'''

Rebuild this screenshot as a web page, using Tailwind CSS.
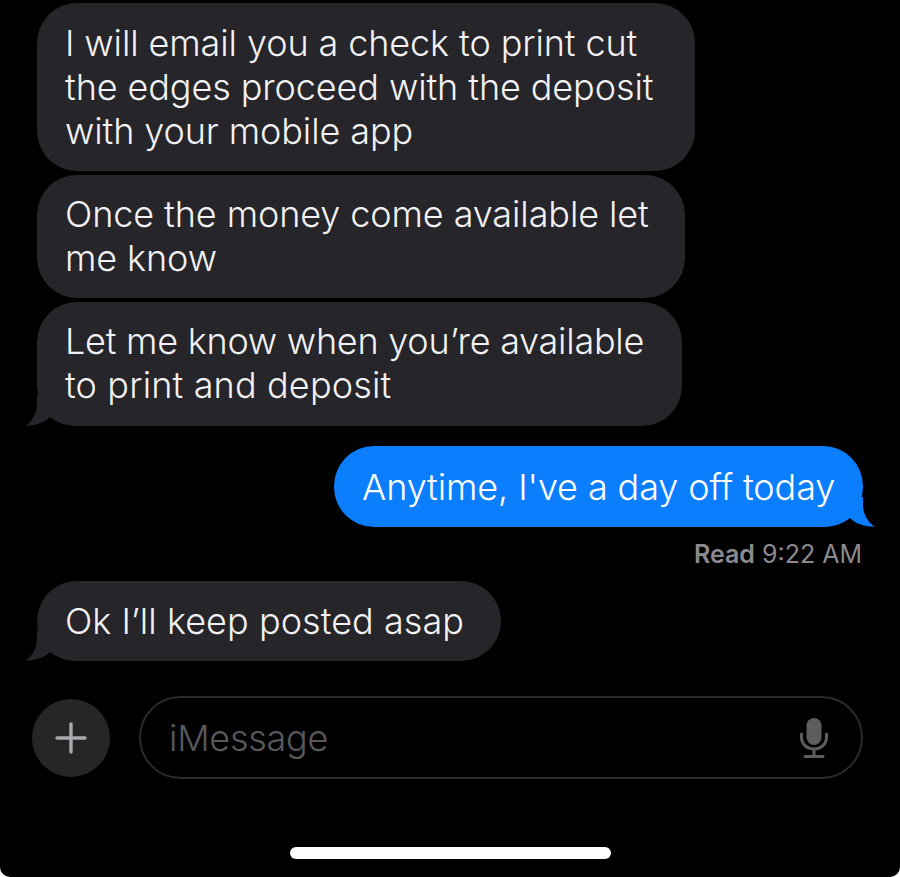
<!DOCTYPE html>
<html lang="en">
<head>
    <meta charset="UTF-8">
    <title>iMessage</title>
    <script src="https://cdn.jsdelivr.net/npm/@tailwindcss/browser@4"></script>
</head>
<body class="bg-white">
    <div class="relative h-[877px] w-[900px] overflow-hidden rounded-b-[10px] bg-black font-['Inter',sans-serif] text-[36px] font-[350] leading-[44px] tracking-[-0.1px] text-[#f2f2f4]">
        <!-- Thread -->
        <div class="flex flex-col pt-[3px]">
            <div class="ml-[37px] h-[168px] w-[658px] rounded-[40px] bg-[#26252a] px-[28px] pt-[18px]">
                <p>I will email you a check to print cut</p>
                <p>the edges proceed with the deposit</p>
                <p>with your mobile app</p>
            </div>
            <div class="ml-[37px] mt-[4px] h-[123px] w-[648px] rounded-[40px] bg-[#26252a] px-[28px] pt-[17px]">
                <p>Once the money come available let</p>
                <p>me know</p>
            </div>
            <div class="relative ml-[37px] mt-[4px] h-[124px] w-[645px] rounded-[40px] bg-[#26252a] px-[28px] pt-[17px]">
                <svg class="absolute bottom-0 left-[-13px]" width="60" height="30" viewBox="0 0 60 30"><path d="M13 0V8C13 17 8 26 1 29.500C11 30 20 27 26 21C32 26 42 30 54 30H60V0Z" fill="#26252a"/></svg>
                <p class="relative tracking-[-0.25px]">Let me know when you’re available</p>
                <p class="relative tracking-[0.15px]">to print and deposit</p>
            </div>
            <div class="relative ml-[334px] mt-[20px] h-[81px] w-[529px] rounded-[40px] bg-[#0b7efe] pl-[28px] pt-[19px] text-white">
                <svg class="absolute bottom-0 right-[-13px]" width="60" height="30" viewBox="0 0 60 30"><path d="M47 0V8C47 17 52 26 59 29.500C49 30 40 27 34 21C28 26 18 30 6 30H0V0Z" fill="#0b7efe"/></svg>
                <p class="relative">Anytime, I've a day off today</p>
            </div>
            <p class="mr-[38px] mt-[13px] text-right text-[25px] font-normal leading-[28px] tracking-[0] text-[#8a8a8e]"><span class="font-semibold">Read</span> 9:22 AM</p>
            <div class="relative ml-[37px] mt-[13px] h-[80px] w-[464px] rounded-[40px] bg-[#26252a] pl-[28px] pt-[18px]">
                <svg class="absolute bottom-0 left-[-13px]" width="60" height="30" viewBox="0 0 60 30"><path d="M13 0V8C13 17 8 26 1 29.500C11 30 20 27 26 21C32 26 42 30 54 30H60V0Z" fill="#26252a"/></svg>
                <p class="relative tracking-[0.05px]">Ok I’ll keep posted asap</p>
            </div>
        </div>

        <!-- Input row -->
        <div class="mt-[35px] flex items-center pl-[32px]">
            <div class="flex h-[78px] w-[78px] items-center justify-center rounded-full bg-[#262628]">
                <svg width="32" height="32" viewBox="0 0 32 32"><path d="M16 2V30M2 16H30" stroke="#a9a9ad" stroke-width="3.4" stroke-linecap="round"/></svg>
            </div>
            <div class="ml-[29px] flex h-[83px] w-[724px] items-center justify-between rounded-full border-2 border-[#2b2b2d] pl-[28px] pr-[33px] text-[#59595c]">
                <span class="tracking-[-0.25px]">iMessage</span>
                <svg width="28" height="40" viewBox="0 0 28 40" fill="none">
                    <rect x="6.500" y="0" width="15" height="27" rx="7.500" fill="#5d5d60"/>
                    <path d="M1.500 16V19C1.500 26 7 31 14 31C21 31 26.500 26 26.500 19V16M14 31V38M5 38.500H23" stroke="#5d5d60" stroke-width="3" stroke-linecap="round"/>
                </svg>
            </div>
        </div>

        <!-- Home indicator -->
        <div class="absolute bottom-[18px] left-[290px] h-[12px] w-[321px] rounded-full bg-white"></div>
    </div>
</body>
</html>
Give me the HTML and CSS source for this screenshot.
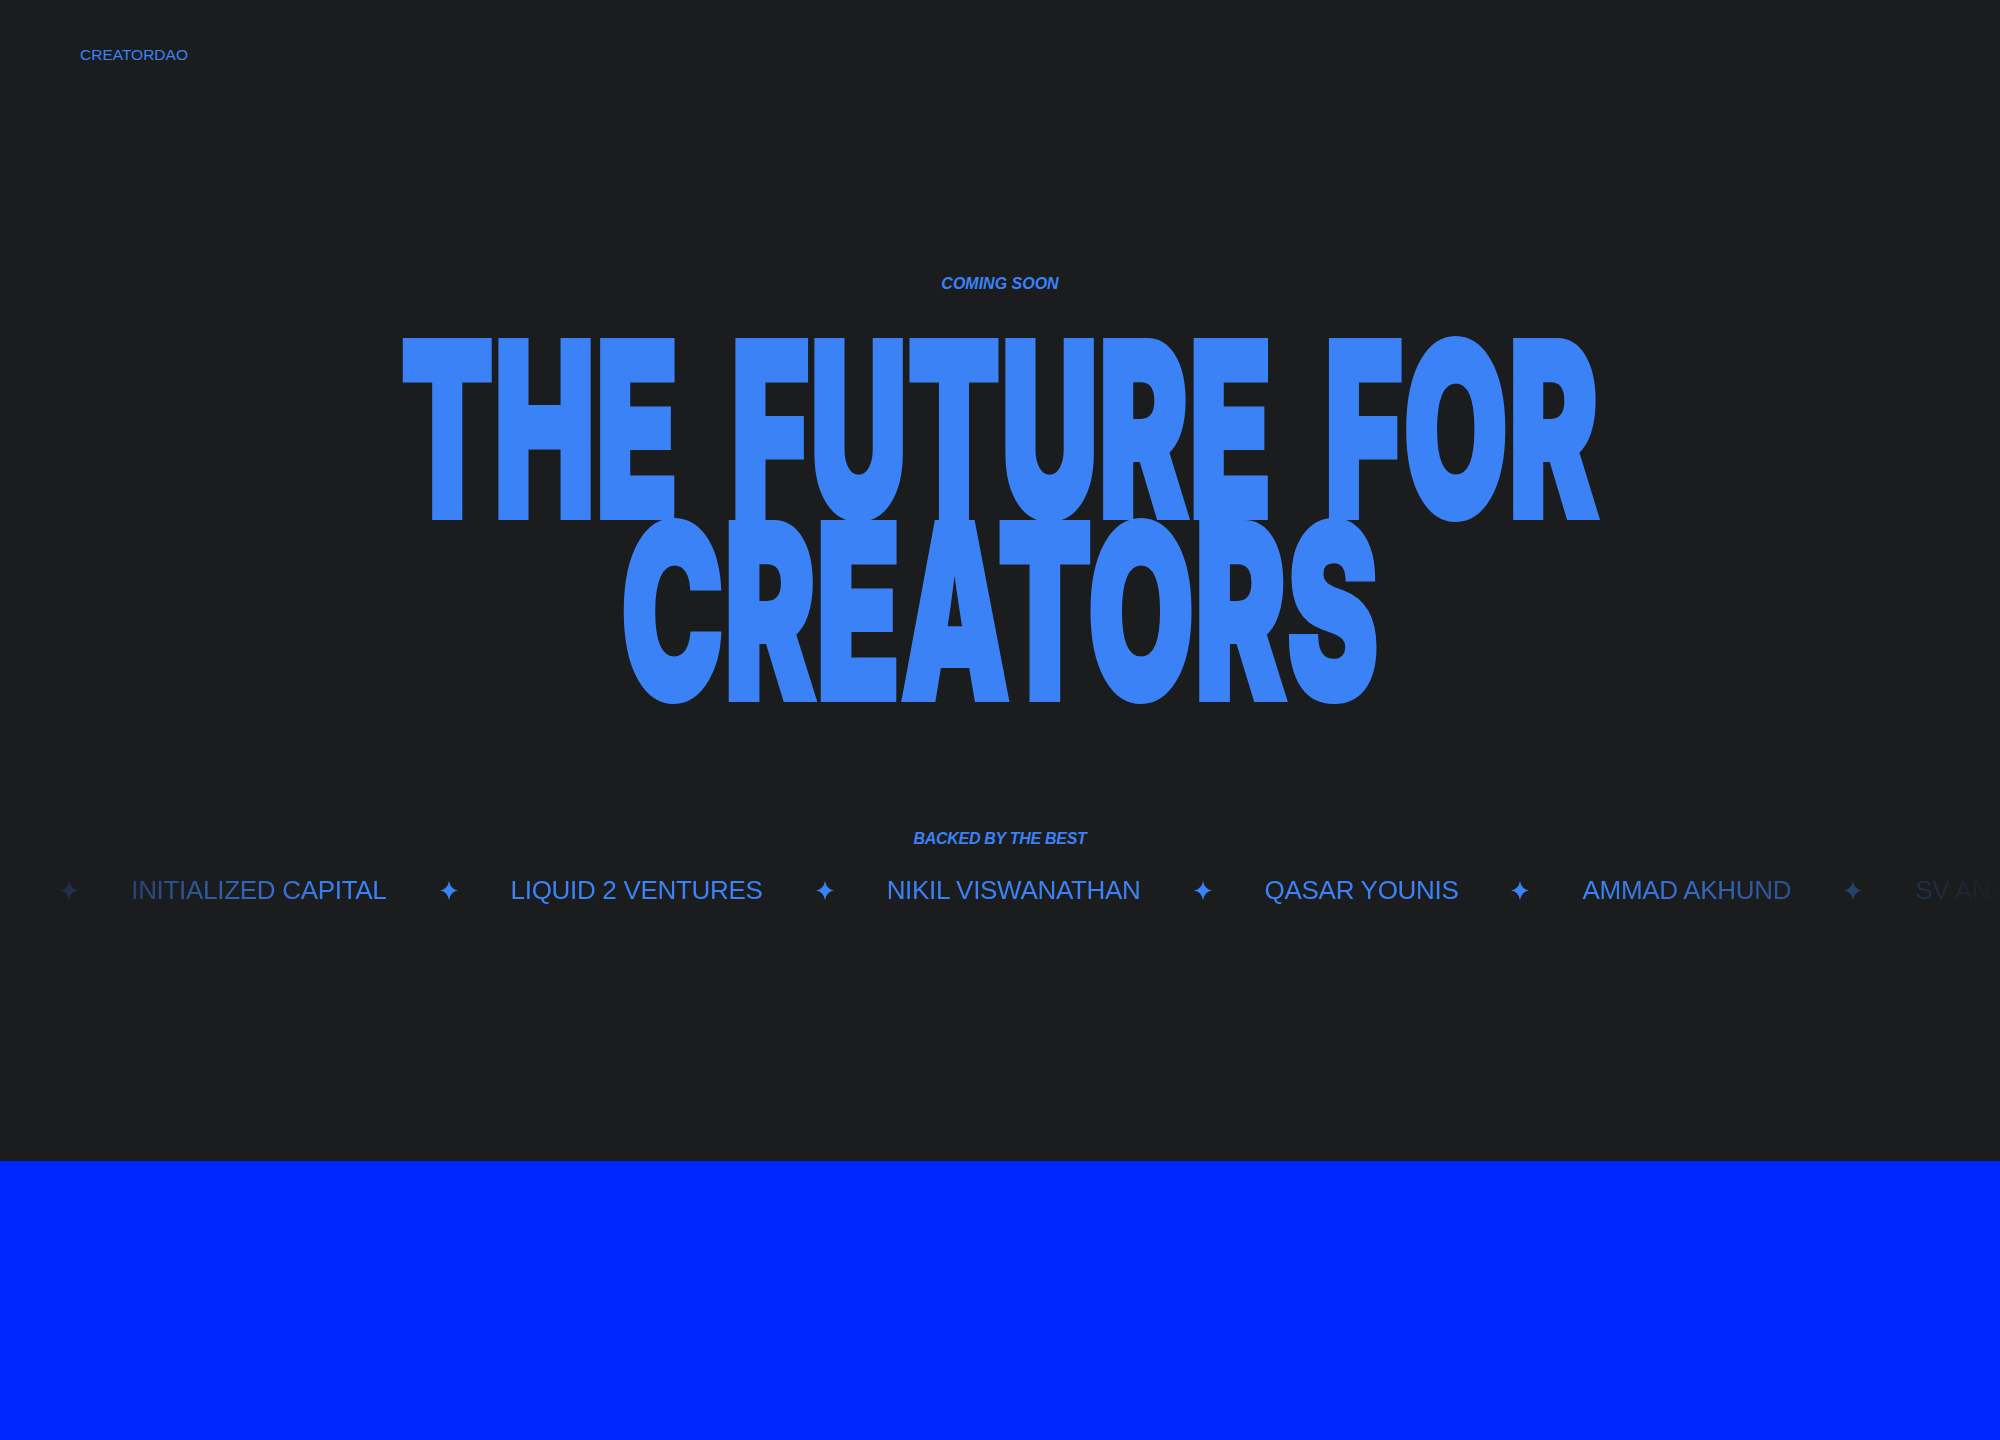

'''

- [What is required] Omit pictures; set down the rest of the material word for word.

- [Result of this task]
Rebuild this screenshot as a web page, using Tailwind CSS.
<!DOCTYPE html>
<html lang="en">
<head>
    <meta charset="UTF-8">
    <title>iMessage</title>
    <script src="https://cdn.jsdelivr.net/npm/@tailwindcss/browser@4"></script>
</head>
<body class="bg-white">
    <div class="relative h-[877px] w-[900px] overflow-hidden rounded-b-[10px] bg-black font-['Inter',sans-serif] text-[36px] font-[350] leading-[44px] tracking-[-0.1px] text-[#f2f2f4]">
        <!-- Thread -->
        <div class="flex flex-col pt-[3px]">
            <div class="ml-[37px] h-[168px] w-[658px] rounded-[40px] bg-[#26252a] px-[28px] pt-[18px]">
                <p>I will email you a check to print cut</p>
                <p>the edges proceed with the deposit</p>
                <p>with your mobile app</p>
            </div>
            <div class="ml-[37px] mt-[4px] h-[123px] w-[648px] rounded-[40px] bg-[#26252a] px-[28px] pt-[17px]">
                <p>Once the money come available let</p>
                <p>me know</p>
            </div>
            <div class="relative ml-[37px] mt-[4px] h-[124px] w-[645px] rounded-[40px] bg-[#26252a] px-[28px] pt-[17px]">
                <svg class="absolute bottom-0 left-[-13px]" width="60" height="30" viewBox="0 0 60 30"><path d="M13 0V8C13 17 8 26 1 29.500C11 30 20 27 26 21C32 26 42 30 54 30H60V0Z" fill="#26252a"/></svg>
                <p class="relative tracking-[-0.25px]">Let me know when you’re available</p>
                <p class="relative tracking-[0.15px]">to print and deposit</p>
            </div>
            <div class="relative ml-[334px] mt-[20px] h-[81px] w-[529px] rounded-[40px] bg-[#0b7efe] pl-[28px] pt-[19px] text-white">
                <svg class="absolute bottom-0 right-[-13px]" width="60" height="30" viewBox="0 0 60 30"><path d="M47 0V8C47 17 52 26 59 29.500C49 30 40 27 34 21C28 26 18 30 6 30H0V0Z" fill="#0b7efe"/></svg>
                <p class="relative">Anytime, I've a day off today</p>
            </div>
            <p class="mr-[38px] mt-[13px] text-right text-[25px] font-normal leading-[28px] tracking-[0] text-[#8a8a8e]"><span class="font-semibold">Read</span> 9:22 AM</p>
            <div class="relative ml-[37px] mt-[13px] h-[80px] w-[464px] rounded-[40px] bg-[#26252a] pl-[28px] pt-[18px]">
                <svg class="absolute bottom-0 left-[-13px]" width="60" height="30" viewBox="0 0 60 30"><path d="M13 0V8C13 17 8 26 1 29.500C11 30 20 27 26 21C32 26 42 30 54 30H60V0Z" fill="#26252a"/></svg>
                <p class="relative tracking-[0.05px]">Ok I’ll keep posted asap</p>
            </div>
        </div>

        <!-- Input row -->
        <div class="mt-[35px] flex items-center pl-[32px]">
            <div class="flex h-[78px] w-[78px] items-center justify-center rounded-full bg-[#262628]">
                <svg width="32" height="32" viewBox="0 0 32 32"><path d="M16 2V30M2 16H30" stroke="#a9a9ad" stroke-width="3.4" stroke-linecap="round"/></svg>
            </div>
            <div class="ml-[29px] flex h-[83px] w-[724px] items-center justify-between rounded-full border-2 border-[#2b2b2d] pl-[28px] pr-[33px] text-[#59595c]">
                <span class="tracking-[-0.25px]">iMessage</span>
                <svg width="28" height="40" viewBox="0 0 28 40" fill="none">
                    <rect x="6.500" y="0" width="15" height="27" rx="7.500" fill="#5d5d60"/>
                    <path d="M1.500 16V19C1.500 26 7 31 14 31C21 31 26.500 26 26.500 19V16M14 31V38M5 38.500H23" stroke="#5d5d60" stroke-width="3" stroke-linecap="round"/>
                </svg>
            </div>
        </div>

        <!-- Home indicator -->
        <div class="absolute bottom-[18px] left-[290px] h-[12px] w-[321px] rounded-full bg-white"></div>
    </div>
</body>
</html>
Give me the HTML and CSS source for this screenshot.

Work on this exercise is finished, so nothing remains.